Even in better economic times, a good number of factors contribute to the nonprofit challenge of meeting technology needs. Donors are loathe to bankroll equipment and software. Staff specializes in the doing of the mission, not the wiring of the mission. Equipment costs require significant initial cash outlays that are hard to come by. Technology advances at the blink of an eye so money spent on boxes and software seems to become obsolete faster than your iPhone can stream Ray Charles’ “I’m Busted”.
What intrigues me about the study isn’t the obvious finding but how industry trends toward software as a service (SaaS) models can help nonprofits deal with the dilemma. Rather than buying software in shrink-wrap off the shelf at your local office supply store and installing it on your computer, software as a service leaves the software with the provider and you access it over the web.

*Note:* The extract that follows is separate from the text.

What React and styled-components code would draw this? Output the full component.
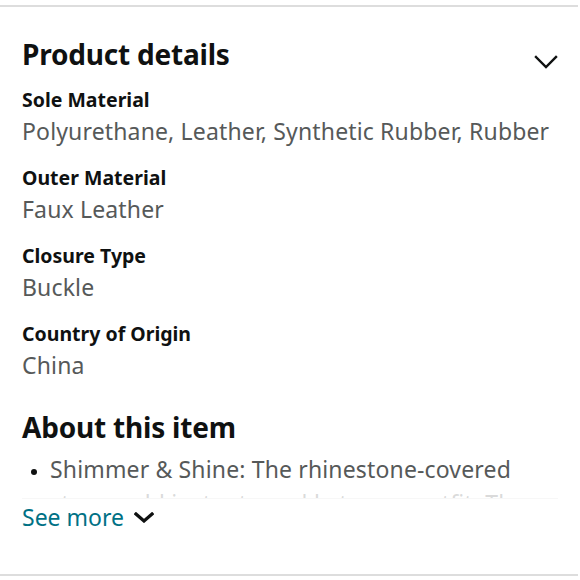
import React from "react";
import styled, { createGlobalStyle } from "styled-components";

const GlobalStyle = createGlobalStyle`
  html, body {
    margin: 0;
    padding: 0;
    background: #ffffff;
  }
  body {
    font-family: "Noto Sans", "Liberation Sans", Arial, sans-serif;
    color: #0f1111;
  }
`;

const Page = styled.div`
  width: 580px;
  height: 580px;
  box-sizing: border-box;
  padding: 5px 2px 0 0;
  overflow: hidden;
`;

const Card = styled.section`
  border-top: 2px solid #dddddd;
  border-bottom: 2px solid #dddddd;
  height: 571px;
  box-sizing: border-box;
  padding: 29px 20px 0 22px;
`;

const HeaderRow = styled.div`
  display: flex;
  justify-content: space-between;
  align-items: flex-end;
`;

const Title = styled.h2`
  margin: 0;
  font-size: 28px;
  line-height: 36px;
  font-weight: 700;
  color: #0f1111;
  letter-spacing: -0.2px;
`;

const Chevron = styled.svg`
  display: block;
  flex: none;
  margin-bottom: ${(p) => p.$mb || 0}px;
`;

const DetailList = styled.dl`
  margin: 14px 0 0 0;
  display: flex;
  flex-direction: column;
  gap: 16px;
`;

const DetailItem = styled.div`
  display: flex;
  flex-direction: column;
`;

const Label = styled.dt`
  font-size: 19.5px;
  line-height: 28px;
  font-weight: 700;
  color: #0f1111;
`;

const Value = styled.dd`
  margin: 0;
  font-size: 23px;
  line-height: 34px;
  letter-spacing: 0.15px;
  color: #565959;
`;

const SubTitle = styled(Title)`
  margin-top: 27px;
`;

const BulletWrap = styled.div`
  position: relative;
  margin-top: 7px;
  height: 47px;
  overflow: hidden;
`;

const Bullets = styled.ul`
  margin: 0;
  padding: 0 0 0 28px;
  font-size: 23px;
  line-height: 34px;
  letter-spacing: 0.15px;
  color: #565959;

  li::marker {
    color: #0f1111;
    font-size: 18px;
  }
`;

const Fade = styled.div`
  position: absolute;
  left: 0;
  right: 0;
  top: 36px;
  bottom: 0;
  background: rgba(255, 255, 255, 0.78);
  border-bottom: 1px solid #f7f7f7;
`;

const SeeMore = styled.a`
  display: inline-flex;
  align-items: center;
  gap: 10px;
  margin-top: 3px;
  font-size: 23px;
  line-height: 30px;
  color: #007185;
  text-decoration: none;
`;

const ChevronIcon = ({ w, h, mb, strokeWidth }) => (
  <Chevron $mb={mb} width={w} height={h} viewBox={`0 0 ${w} ${h}`} fill="none">
    <path
      d={`M2 2 L${w / 2} ${h - 2} L${w - 2} 2`}
      stroke="#0f1111"
      strokeWidth={strokeWidth}
      strokeLinecap="square"
    />
  </Chevron>
);

const details = [
  { label: "Sole Material", value: "Polyurethane, Leather, Synthetic Rubber, Rubber" },
  { label: "Outer Material", value: "Faux Leather" },
  { label: "Closure Type", value: "Buckle" },
  { label: "Country of Origin", value: "China" },
];

export default function App() {
  return (
    <Page>
      <GlobalStyle />
      <Card>
        <HeaderRow>
          <Title>Product details</Title>
          <ChevronIcon w={24} h={14} mb={3} strokeWidth={2.4} />
        </HeaderRow>
        <DetailList>
          {details.map((d) => (
            <DetailItem key={d.label}>
              <Label>{d.label}</Label>
              <Value>{d.value}</Value>
            </DetailItem>
          ))}
        </DetailList>
        <SubTitle>About this item</SubTitle>
        <BulletWrap>
          <Bullets>
            <li>Shimmer &amp; Shine: The rhinestone-covered</li>
            <li>straps add instant sparkle to any outfit. The</li>
          </Bullets>
          <Fade />
        </BulletWrap>
        <SeeMore href="#">
          See more
          <ChevronIcon w={20} h={11} strokeWidth={3.2} />
        </SeeMore>
      </Card>
    </Page>
  );
}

Undoubtedly, you and your nonprofit already use some SaaS options. If you are a Non-Profit Soapbox client, you definitely do since all you need to update your website is a handy dandy browser that connects to the software we house and update on our servers.
There are at least five reasons why this is trend helps combat the finding of the Hopkins study. As for the sixth I’ll tentatively toss out, I’m down with any and all comments that enlighten me as to its validity.
1) Reduces hardware costs
Software as a service means more software in the cloud and less software on your computer. The less software on your computer, the less you need to expect from your machine. That lowers the price point of new hardware and extends the life of old hardware. Have an old machine without enough horsepower to effectively run Adobe Photoshop? Pop open a browser and tackle that image alteration with Pixlr or any number of other online options.

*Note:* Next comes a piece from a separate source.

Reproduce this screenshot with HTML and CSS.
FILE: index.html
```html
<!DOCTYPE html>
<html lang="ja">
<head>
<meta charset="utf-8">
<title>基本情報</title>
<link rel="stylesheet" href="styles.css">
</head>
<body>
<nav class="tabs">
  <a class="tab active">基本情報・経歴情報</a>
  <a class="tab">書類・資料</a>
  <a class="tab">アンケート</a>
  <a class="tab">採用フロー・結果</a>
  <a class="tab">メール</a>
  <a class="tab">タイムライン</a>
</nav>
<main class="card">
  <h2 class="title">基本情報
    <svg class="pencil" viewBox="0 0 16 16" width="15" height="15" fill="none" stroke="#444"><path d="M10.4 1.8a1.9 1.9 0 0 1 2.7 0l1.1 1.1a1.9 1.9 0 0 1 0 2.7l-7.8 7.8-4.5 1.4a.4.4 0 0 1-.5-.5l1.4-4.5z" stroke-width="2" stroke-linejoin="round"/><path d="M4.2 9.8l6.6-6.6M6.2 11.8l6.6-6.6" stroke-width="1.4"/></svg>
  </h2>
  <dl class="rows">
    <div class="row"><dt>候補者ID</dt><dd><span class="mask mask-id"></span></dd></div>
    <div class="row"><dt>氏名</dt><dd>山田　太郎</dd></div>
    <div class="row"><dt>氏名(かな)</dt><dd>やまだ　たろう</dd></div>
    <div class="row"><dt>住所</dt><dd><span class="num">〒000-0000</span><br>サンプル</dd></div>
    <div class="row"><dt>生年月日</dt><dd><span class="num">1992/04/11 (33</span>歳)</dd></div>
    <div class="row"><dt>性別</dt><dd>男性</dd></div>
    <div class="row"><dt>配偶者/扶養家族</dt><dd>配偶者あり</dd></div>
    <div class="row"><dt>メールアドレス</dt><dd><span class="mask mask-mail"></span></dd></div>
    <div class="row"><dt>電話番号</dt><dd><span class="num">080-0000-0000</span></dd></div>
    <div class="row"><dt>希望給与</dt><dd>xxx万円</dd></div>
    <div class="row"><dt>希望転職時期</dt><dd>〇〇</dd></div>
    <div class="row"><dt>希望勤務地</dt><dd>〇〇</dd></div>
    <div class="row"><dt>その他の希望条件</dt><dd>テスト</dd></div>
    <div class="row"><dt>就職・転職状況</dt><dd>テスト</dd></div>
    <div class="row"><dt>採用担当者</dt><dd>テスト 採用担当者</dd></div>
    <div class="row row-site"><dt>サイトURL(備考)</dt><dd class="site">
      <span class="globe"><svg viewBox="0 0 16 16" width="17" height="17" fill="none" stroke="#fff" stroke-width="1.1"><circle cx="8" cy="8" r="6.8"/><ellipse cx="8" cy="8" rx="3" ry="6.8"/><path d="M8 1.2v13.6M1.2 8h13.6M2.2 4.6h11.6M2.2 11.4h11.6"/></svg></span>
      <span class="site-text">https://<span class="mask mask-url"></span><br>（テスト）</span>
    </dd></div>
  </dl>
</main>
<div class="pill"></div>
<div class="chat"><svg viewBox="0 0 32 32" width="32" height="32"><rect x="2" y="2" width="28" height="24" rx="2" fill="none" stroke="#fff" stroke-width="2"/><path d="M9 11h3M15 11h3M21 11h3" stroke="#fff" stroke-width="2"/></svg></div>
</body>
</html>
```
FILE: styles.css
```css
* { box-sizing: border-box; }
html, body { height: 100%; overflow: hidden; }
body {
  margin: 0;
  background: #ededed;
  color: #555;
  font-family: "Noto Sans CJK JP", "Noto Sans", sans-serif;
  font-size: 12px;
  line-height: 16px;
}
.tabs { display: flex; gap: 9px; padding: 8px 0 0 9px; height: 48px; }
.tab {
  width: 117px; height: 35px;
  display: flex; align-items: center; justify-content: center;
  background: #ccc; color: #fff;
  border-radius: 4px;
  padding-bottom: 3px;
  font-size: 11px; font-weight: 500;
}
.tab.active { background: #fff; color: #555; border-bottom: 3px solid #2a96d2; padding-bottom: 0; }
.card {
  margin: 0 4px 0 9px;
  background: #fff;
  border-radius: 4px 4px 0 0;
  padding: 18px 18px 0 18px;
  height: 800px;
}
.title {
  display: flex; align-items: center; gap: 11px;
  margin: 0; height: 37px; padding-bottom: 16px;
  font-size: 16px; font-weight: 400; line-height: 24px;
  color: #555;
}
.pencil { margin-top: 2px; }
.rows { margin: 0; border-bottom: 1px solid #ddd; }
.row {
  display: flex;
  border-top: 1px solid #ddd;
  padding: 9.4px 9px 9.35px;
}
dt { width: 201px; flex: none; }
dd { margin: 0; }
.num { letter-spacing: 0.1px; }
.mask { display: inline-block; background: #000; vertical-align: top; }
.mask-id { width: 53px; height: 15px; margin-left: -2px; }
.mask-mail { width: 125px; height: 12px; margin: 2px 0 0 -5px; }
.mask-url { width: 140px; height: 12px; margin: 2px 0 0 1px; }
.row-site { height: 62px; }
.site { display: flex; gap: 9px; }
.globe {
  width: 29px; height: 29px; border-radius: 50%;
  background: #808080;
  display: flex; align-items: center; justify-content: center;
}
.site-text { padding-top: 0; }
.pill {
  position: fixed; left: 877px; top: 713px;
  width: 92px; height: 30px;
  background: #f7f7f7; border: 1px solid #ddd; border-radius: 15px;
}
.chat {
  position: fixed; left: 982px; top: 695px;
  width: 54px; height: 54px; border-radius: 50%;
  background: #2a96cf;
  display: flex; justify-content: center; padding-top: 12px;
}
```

2) Reduces staff time invested in upkeep
Software has updates that need to be run on machines. That requires someone running those updates and standardizing versions across computers. Software as a service models eliminate that because the software doesn’t live on your machines. Case in point: when PICnet pushes the latest Non-Profit Soapbox release next week that will add some great new features for Soapbox 2, your site will automatically have the new functionality ready to be used as you wish.
3) Pay as you go to use what you need
Initial cost of many software as a service models is generally the monthly fee you will normally pay, reducing the initial out-of-pocket expense and flattening out the cost curve over time. And services scale to allow you to gradually increase your use over time also on a more graduated cost curve and fitting more neatly into annual budget cycles.
4) Nonprofit-friendly pricing from various SaaS providers
This is a trend we love to see: great services sold at a reduced rate to nonprofits – or given away for free to nonprofits. And while free or reduced priced software could always be come by before, the SaaS model makes it easier to systematize discounts and removes barriers to your nonprofit scoring a deal. From big boys like Google and Salesforce to elegant tools that are more targeted like Wufoo‘s form solution, plenty of SaaS models (heart) nonprofits.
5) Free options
Some software as a service providers don’t care that you’re a nonprofit. They just give theirs tools away for free regardless. While some are worth exactly what you pay, many – like Pixlr.com noted above – are just plain groovy, depending on your needs.
That’s five benefits. Here’s the tentative sixth that I’ll leave up to you to assess the validity of:
6) Easier to find funding from willing donors?
With the monthly pricing model associated with software as a service models and their pay-for-what-you-need approach, is it easier to fund software as a service costs through donor funds if there is a clear, definite use of that service for purpose of a given program activity?
To put it another way, can software as a service costs be viewed less as overhead and more as program costs?